Eine dieser Lohas ist Ursula Avalos. Der 32-jährigen Schulbuchredakteurin ist Umweltbewusstsein beim Konsum wichtig. Doch sie fand keinen Laden, in dem sie sich mit ausschließlich ökologisch und fair produzierter Mode eindecken konnte. Die Baumwollstrumpfhosen gab es im Ökoladen, einzelne Kleidungsstücke über Boutiquen in der ganzen Stadt verteilt. Also eröffnete Avalos 2009 ihren eigenen Laden, der inzwischen einer von vier "Green Fashion"-Läden in Berlin ist. Bei "Grünwest" im Kreuzberger Bergmannkiez gibt es ausschließlich zertifizierte Kleidung.
Bei der Auswahl ihrer Ware lässt sich Avalos von Empfehlungen der Umweltorganisation Greenpeace und dem weltweiten Qualitätssiegel "Global Organic Textile Standards (GOTS)" leiten. Ihre Linie ist dabei kompromisslos, ein bisschen grün reicht ihr nicht: "Ich frage bei einem Label immer als Erstes nach der Zertifizierung. Wer keine hat, kommt nicht in meinen Laden." Nur elf Marken aus Deutschland, Frankreich und Großbritannien genügten bisher ihren Ansprüchen. Denn die Kleidung soll nicht nur "sauber" sein, sondern auch gut aussehen. Schließlich besteht Avalos Stammkundschaft vor allem aus berufstätigen Frauen, die keine Lust auf Öko- oder Ethno-Look haben. Für viele ist Ökokleidung kein Muss - aber ein zusätzliches Plus, um noch mehr Freude an einem neugekauften Kleidungsstück zu haben.
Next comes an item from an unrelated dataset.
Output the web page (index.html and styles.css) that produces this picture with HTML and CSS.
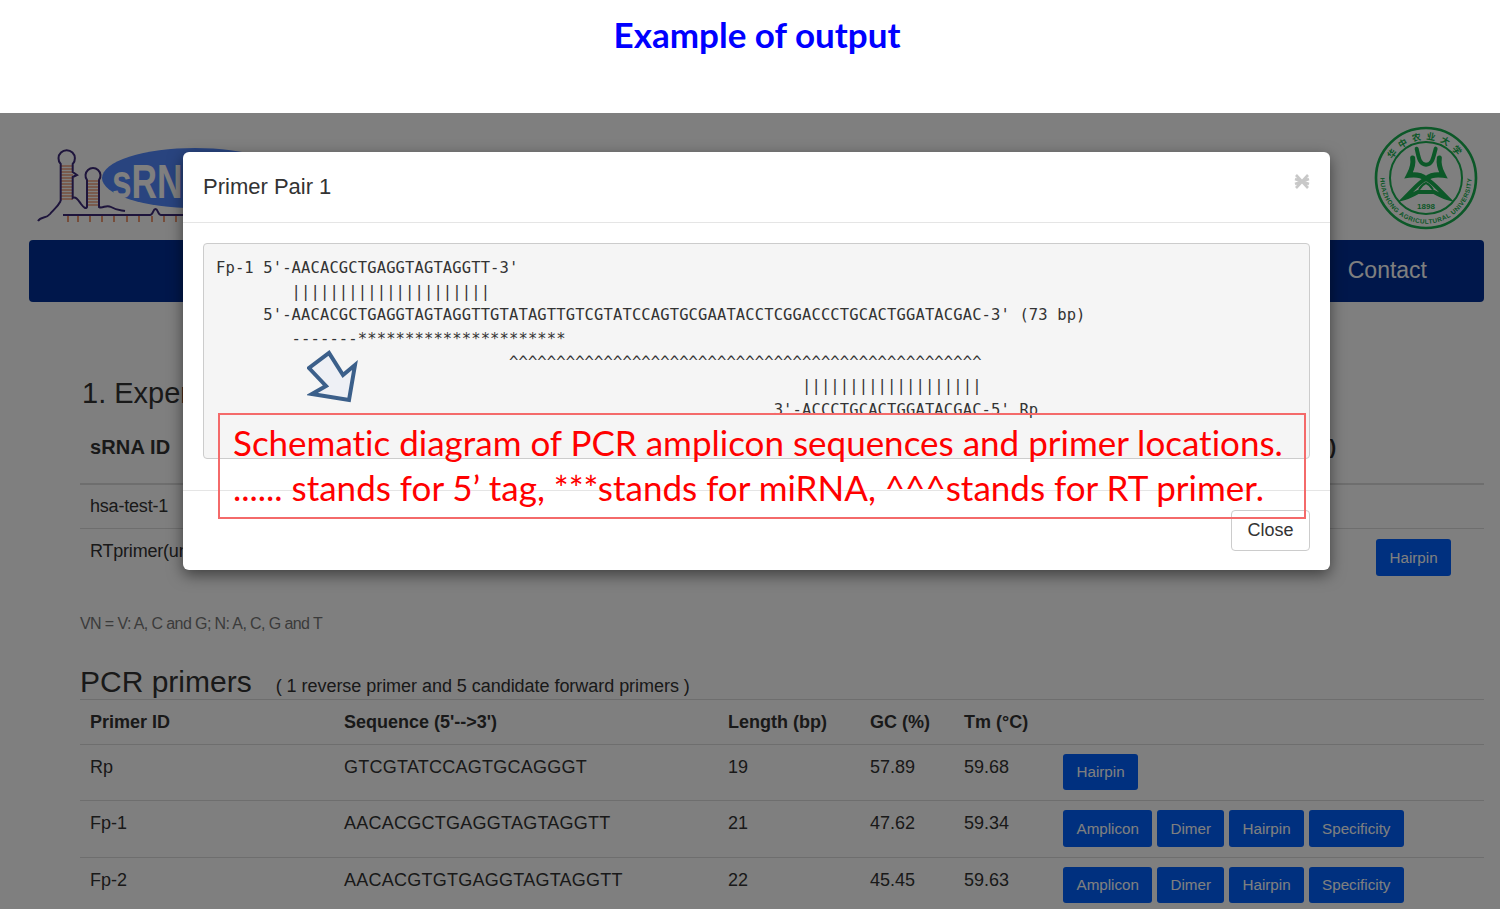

Um zu vermeiden, dass konventionell produzierende Firmen sich mittels "Greenwashing" als Nachhaltigkeitsfreunde vermarkten, sind auch bei der Messe die Kriterien streng. Zugelassen werden Marken, die mindestens 70 Prozent ihrer Produktion nach ökologischen Standards ressourcenschonend herstellen und bei den Produktionsbedingungen auf gute Arbeitsbedingungen und faire Bezahlung Wert legen. Optional können sich Firmen obendrein als CO2-schonend, abfallvermeidend oder besonders transparent listen lassen.
Dass Green Fashion dieses Jahr von Neukölln in die Kreuzberger Heeresbäckerei und damit mehr ins Zentrum des Messegeschehens gerückt ist, zeigt, wie groß ihr Stellenwert inzwischen ist. "Die Nachfrage nach grüner Mode steigt stetig. Die Wirtschaftskrise hat zudem dazu beigetragen, dass sich immer mehr Produzenten über Nachhaltigkeit definieren", sagt Sprecherin Castiglione. Vielleicht wird es Zeit, aus der Mercedes Benz Fashion Week eine "Smart Fashion Week" zu machen.